Fed’s Monetary Circus: The Goldbug’s Warning

By Oke Kay Snyder

In the grand circus of finance, Jim Grant plays the role of the bespectacled and bow-tied lion tamer, attempting to wrangle the wild beast known as the Federal Reserve. A veteran observer of financial shenanigans, Grant has been waving his red flag at the Fed’s monetary bull since 1983—often with the accuracy of Nostradamus on Wall Street.
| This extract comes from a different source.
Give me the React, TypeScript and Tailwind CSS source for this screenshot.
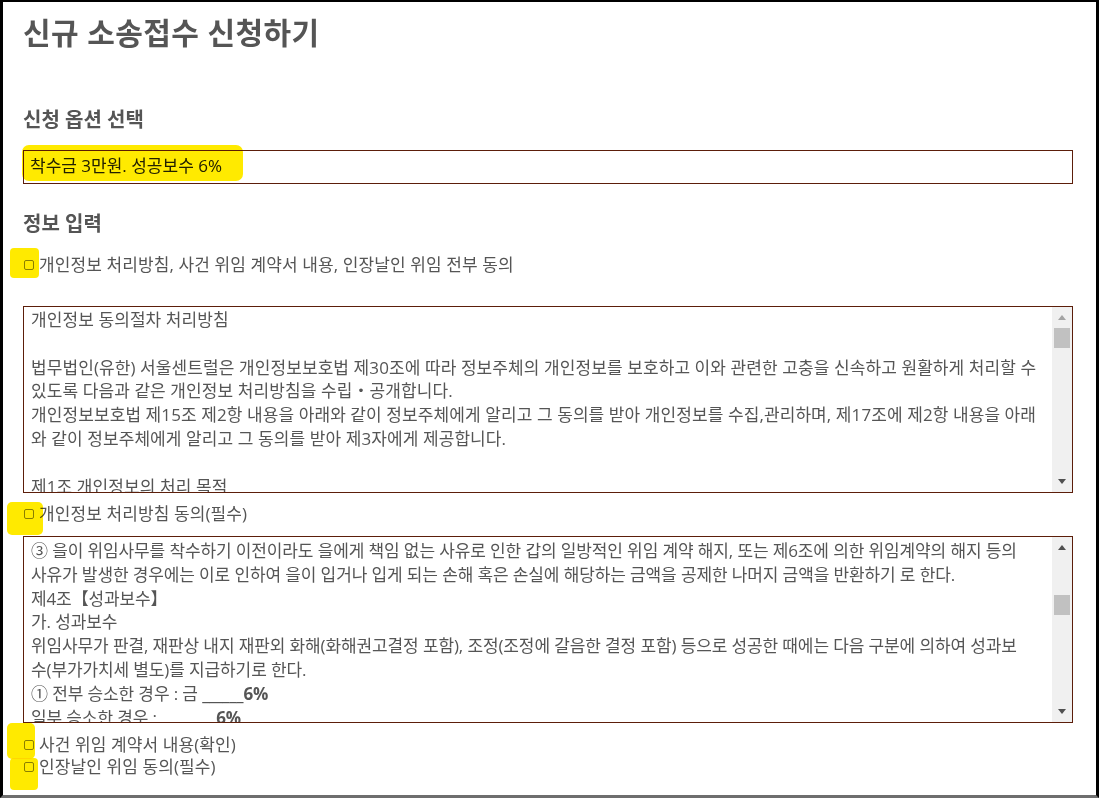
import React from 'react';

const privacyLines: string[] = [
  '개인정보 동의절차 처리방침',
  '',
  '법무법인(유한) 서울센트럴은 개인정보보호법 제30조에 따라 정보주체의 개인정보를 보호하고 이와 관련한 고충을 신속하고 원활하게 처리할 수',
  '있도록 다음과 같은 개인정보 처리방침을 수립・공개합니다.',
  '개인정보보호법 제15조 제2항 내용을 아래와 같이 정보주체에게 알리고 그 동의를 받아 개인정보를 수집,관리하며, 제17조에 제2항 내용을 아래',
  '와 같이 정보주체에게 알리고 그 동의를 받아 제3자에게 제공합니다.',
  '',
  '제1조 개인정보의 처리 목적',
];

const contractLines: React.ReactNode[] = [
  '③ 을이 위임사무를 착수하기 이전이라도 을에게 책임 없는 사유로 인한 갑의 일방적인 위임 계약 해지, 또는 제6조에 의한 위임계약의 해지 등의',
  '사유가 발생한 경우에는 이로 인하여 을이 입거나 입게 되는 손해 혹은 손실에 해당하는 금액을 공제한 나머지 금액을 반환하기 로 한다.',
  '제4조【성과보수】',
  '가. 성과보수',
  '위임사무가 판결, 재판상 내지 재판외 화해(화해권고결정 포함), 조정(조정에 갈음한 결정 포함) 등으로 성공한 때에는 다음 구분에 의하여 성과보',
  '수(부가가치세 별도)를 지급하기로 한다.',
  <>
    ① 전부 승소한 경우 : 금 <b>______6%</b>
  </>,
  <>
    일부 승소한 경우 : <b>________6%</b>
  </>,
];

function Checkbox() {
  return <span className="inline-block h-[10px] w-[10px] shrink-0 rounded-[2px] border border-[#8a8a8a] bg-white" />;
}

function CheckRow({ label, className }: { label: string; className: string }) {
  return (
    <div className={'flex h-[22px] items-center ' + className}>
      <span className="ml-[1px] flex">
        <Checkbox />
      </span>
      <span className="ml-[5px] whitespace-nowrap tracking-[0.1px]">{label}</span>
    </div>
  );
}

function Scrollbar({ thumbClass, upMuted }: { thumbClass: string; upMuted?: boolean }) {
  return (
    <div className="flex w-[20px] shrink-0 flex-col bg-[#f0f0f0]">
      <div className="flex h-[21px] items-center justify-center">
        <span
          className={
            'h-0 w-0 border-x-[4.5px] border-b-[5px] border-x-transparent ' +
            (upMuted ? 'border-b-[#a3a3a3]' : 'border-b-[#505050]')
          }
        />
      </div>
      <div className="flex-1">
        <div className={'mx-[2px] h-[20px] bg-[#c1c1c1] ' + thumbClass} />
      </div>
      <div className="flex h-[21px] items-center justify-center">
        <span className="h-0 w-0 border-x-[4.5px] border-t-[5px] border-x-transparent border-t-[#505050]" />
      </div>
    </div>
  );
}

function TextBox({ lines, className, padClass, thumbClass, upMuted }: {
  lines: React.ReactNode[];
  className: string;
  padClass: string;
  thumbClass: string;
  upMuted?: boolean;
}) {
  return (
    <div className={'flex h-[187px] border border-[#5c1e0a] ' + className}>
      <div className={'flex-1 overflow-hidden pl-[7px] leading-[23.8px] ' + padClass}>
        {lines.map((line, i) => (
          <div key={i} className="h-[23.8px] whitespace-nowrap">
            {line === '' ? '\u00a0' : line}
          </div>
        ))}
      </div>
      <Scrollbar thumbClass={thumbClass} upMuted={upMuted} />
    </div>
  );
}

export default function App() {
  return (
    <div className="relative h-[798px] w-[1099px] overflow-hidden border-t-2 border-r-[3px] border-b-[3px] border-l-[3px] border-t-black border-r-black border-b-[#6e6e6e] border-l-black bg-white pr-[23px] pl-[20px] font-['Open_Sans','Noto_Sans_CJK_KR',sans-serif] text-[17px] text-[#555]">
      {/* Title */}
      <h1 className="mt-[13px] h-[36px] text-[30px] leading-[36px] font-bold tracking-[0.4px] whitespace-nowrap">신규 소송접수 신청하기</h1>

      {/* Option */}
      <h2 className="mt-[57px] h-[24px] text-[20px] leading-[24px] font-bold">신청 옵션 선택</h2>
      <div className="mt-[18px] flex h-[34px] items-center border border-[#5c1e0a] pb-[2px] pl-[6px] text-[#222]">
        착수금 3만원. 성공보수 6%
      </div>

      {/* Info */}
      <h2 className="mt-[28px] h-[24px] text-[20px] leading-[24px] font-bold">정보 입력</h2>
      <CheckRow className="mt-[18px]" label="개인정보 처리방침, 사건 위임 계약서 내용, 인장날인 위임 전부 동의" />

      <TextBox className="mt-[30px]" padClass="pt-[1px] tracking-[0.09px]" lines={privacyLines} thumbClass="mt-0" upMuted />
      <CheckRow className="mt-[10px]" label="개인정보 처리방침 동의(필수)" />

      <TextBox className="mt-[11px]" padClass="pt-[2px] tracking-[-0.12px]" lines={contractLines} thumbClass="mt-[37px]" />
      <CheckRow className="mt-[11px]" label="사건 위임 계약서 내용(확인)" />
      <CheckRow className="" label="인장날인 위임 동의(필수)" />

      {/* marker highlights */}
      <span className="pointer-events-none absolute top-[143px] left-[19px] h-[36px] w-[221px] rounded-[7px] bg-[#ffea00] mix-blend-multiply" />
      <span className="pointer-events-none absolute top-[246px] left-[7px] h-[30px] w-[29px] rounded-[4px] bg-[#ffea00] mix-blend-multiply" />
      <span className="pointer-events-none absolute top-[500px] left-[4px] h-[33px] w-[36px] rounded-[5px] bg-[#ffea00] mix-blend-multiply" />
      <span className="pointer-events-none absolute top-[721px] left-[4px] h-[36px] w-[28px] rounded-[5px] bg-[#ffea00] mix-blend-multiply" />
      <span className="pointer-events-none absolute top-[756px] left-[7px] h-[32px] w-[28px] rounded-[4px] bg-[#ffea00] mix-blend-multiply" />
    </div>
  );
}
Now, he’s sounding the alarm again, blaming the Fed for today’s economic distortions, much like blaming a misbehaving child for drawing on the walls with crayons provided by the parents. According to him, the Fed is like an over-indulgent grandparent, constantly spoiling the market with interest rate sweets. And like all sugar rushes, there’s bound to be a crash.

Remember 2008? When the Fed’s party led to a financial hangover that would make a sailor wince? Grant certainly does. He was the guy pointing out the looming iceberg while everyone else was enjoying the Titanic’s open bar. And he’s doing it again.

This time, he’s taking aim at the Fed’s QE policy, a financial strategy as controversial as pineapple on pizza. He’s convinced that the Fed’s balance sheet has more in common with the teetering ledgers of the recently collapsed Silicon Valley Bank and First Republic Bank than anyone would like to admit.

Grant, a renowned gold bug, has been clinging to the precious metal like a security blanket in a horror movie. He believes that Nixon’s decision to leave the gold standard was the equivalent of opening Pandora’s box, letting the Fed’s inflation gremlins run amok. He’s still betting on gold, convinced that inflation is lurking in the shadows, ready to jump out like a monster in a cheap horror flick.

He insists that our current monetary system, detached from the gold standard since 1971, has more inherent weaknesses than a chocolate teapot. But hey, who doesn’t love a good old disaster movie? Get your popcorn ready, folks, this one’s a thriller.